UBC Theses and Dissertations

UBC Theses Logo

UBC Theses and Dissertations

Corporate security governance : multinational mining companies and the local political economy of violence in Peru Gamu, Jonathan Kishen

Abstract

Multinational corporations (MNCs) from the global mining industry have become increasingly active in security governance in areas of limited statehood. Since 2000 they have used dialogue and development activities to mitigate security risks associated with their operations. However, despite a proliferation of community engagement initiatives, violent protest in relation to industrial mining has risen globally. Accordingly, I analyze the efficacy of MNCs as security governors within the context of Peru’s mining sector.
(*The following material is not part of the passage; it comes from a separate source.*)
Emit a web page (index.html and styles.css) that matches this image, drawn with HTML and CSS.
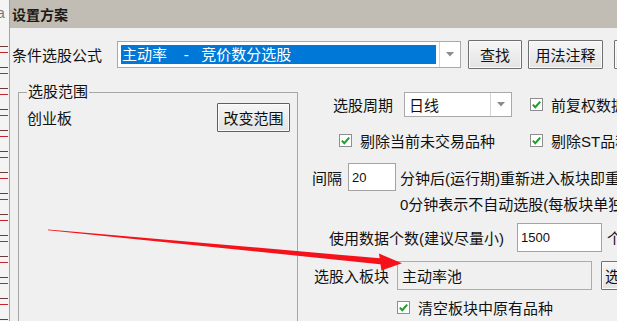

Over the past fifteen years this country has experienced a dramatic increase in mining-related social conflict, yet industrial mining has had heterogeneous effects locally. Using the subnational comparative method, I examine four cases that exhibit variation in conflict intensity in order to analyze the factors influencing MNCs’ impact on security. I argue that MNCs’ ability to mitigate violent social conflict is best explained using an analytical framework that accounts for the political economy of contention within which firms are embedded, and the intra-firm politics that determine their behaviour vis-à-vis civil society. The political economy of contention exogenous to firms establishes a local security baseline, predicting generic social conflict risks and patterns of violence likely to emerge during specific protest episodes. Given this external milieu, the organizational politics of the firm will determine its marginal effect. Firms that marginalize the voice of their community relations subunit are more likely to utilize coercion and cooptation alongside dialogue and development. However, heterogeneity in their security outputs undermines MNCs’ legitimacy as socially responsible agents, and hence the ability of community engagement to peacefully manage social conflict. This study constitutes one of the first systematic efforts to theorize and empirically evaluate the efficacy of MNCs’ local level security governing activities, a subject that has been understudied within the global governance literature. I find that while some MNCs have made modest short-term contributions to security, most have failed to construct conditions for sustainable, positive peace. The evidence presented challenges the prevailing conceptualization of MNCs as agents imbued with capacity-based governing authority, a form of governing legitimacy that is said to derive from their financial resources and perceived efficacy at achieving objectives.